But he did waste a great many lives through a combination of negligence, callousness and a belief that things would work out if he willed them to. He failed to supply his men with water bottles before marching them across the desert from Alexandria to Cairo in 1798 and did not provision them properly when he set out on his Syrian campaign the following year. His attempt to re-establish control over the colony of Saint-Domingue was similarly ill-conceived and not adequately prepared, costing the lives of some 30,000 men. He sent troops into a poorly managed war in the Iberian peninsula, in the course of which many suffered a grizzly death at the hands of guerrillas. In 1812 he led a large body of men into territory which could not support them and failed to provide them with victuals or appropriate clothing. He wasted lives on unnecessary frontal assaults at Smolensk, Borodino and Maloyaroslavets, and refused to begin his retreat when advised to, condemning vast numbers to a miserable end. His obstinate refusal to make peace in 1813 and 1814 cost a great many more, as did his insistence on marching out to head off Blücher and Wellington instead of adopting a defensive strategy in 1815.

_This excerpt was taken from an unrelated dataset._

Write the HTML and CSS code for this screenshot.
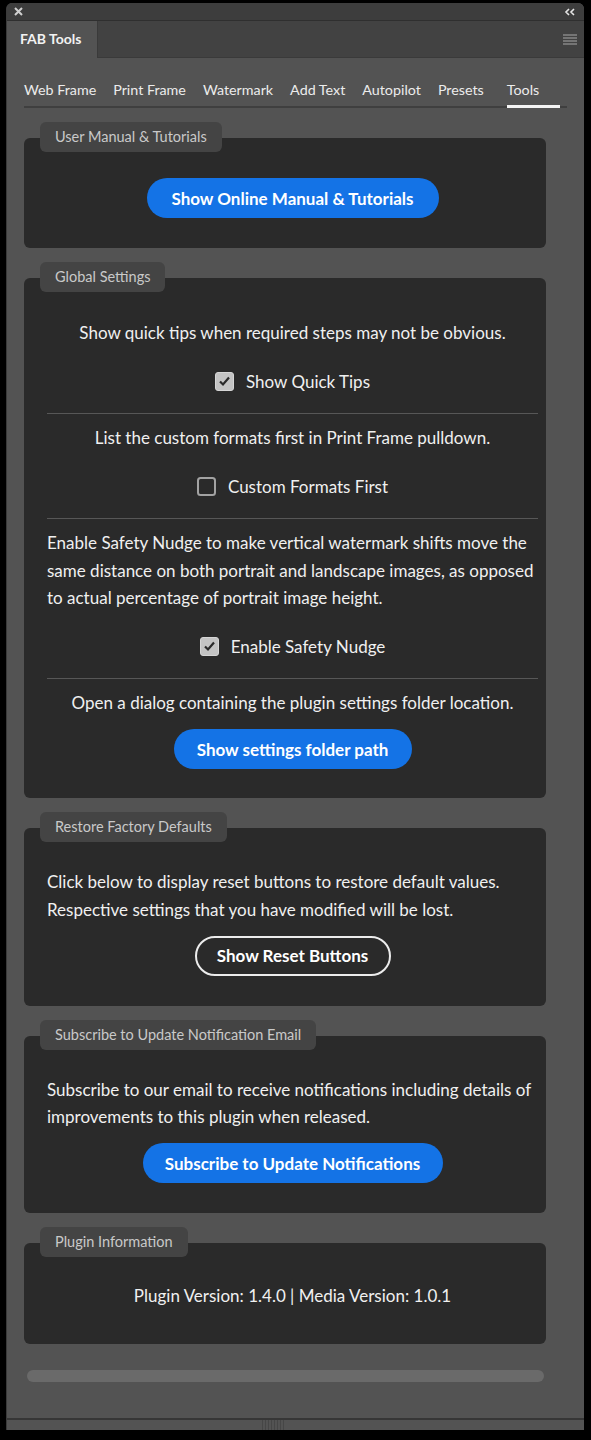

But it does take two sides to make war. Napoleon’s enemies were far from caring or squeamish and could be equally profligate with their soldiers’ lives. In 1812 the Russians implemented a scorched-earth tactic that condemned many of their own people to suffering and death, while the dogged incompetence of its commanders cost the Russian army somewhere around 300,000 fatal casualties. It was the allies’ determination to remove Napoleon again in 1815 that led to the 70,000 casualties of the Hundred Days.
And as for the suffering inflicted on the civilian population, it cannot be blamed on one side or the other. ‘Our soldiers pillaged [the common people] before the enemy did,’ Count Rostopchin, who set fire to Moscow of which he was Governor, wrote to the tsar in the autumn of 1812.[2] An official Austrian report on military operations conducted between 1796 and 1814 concluded that Austrian troops had done more damage in Habsburg lands than the French.[3]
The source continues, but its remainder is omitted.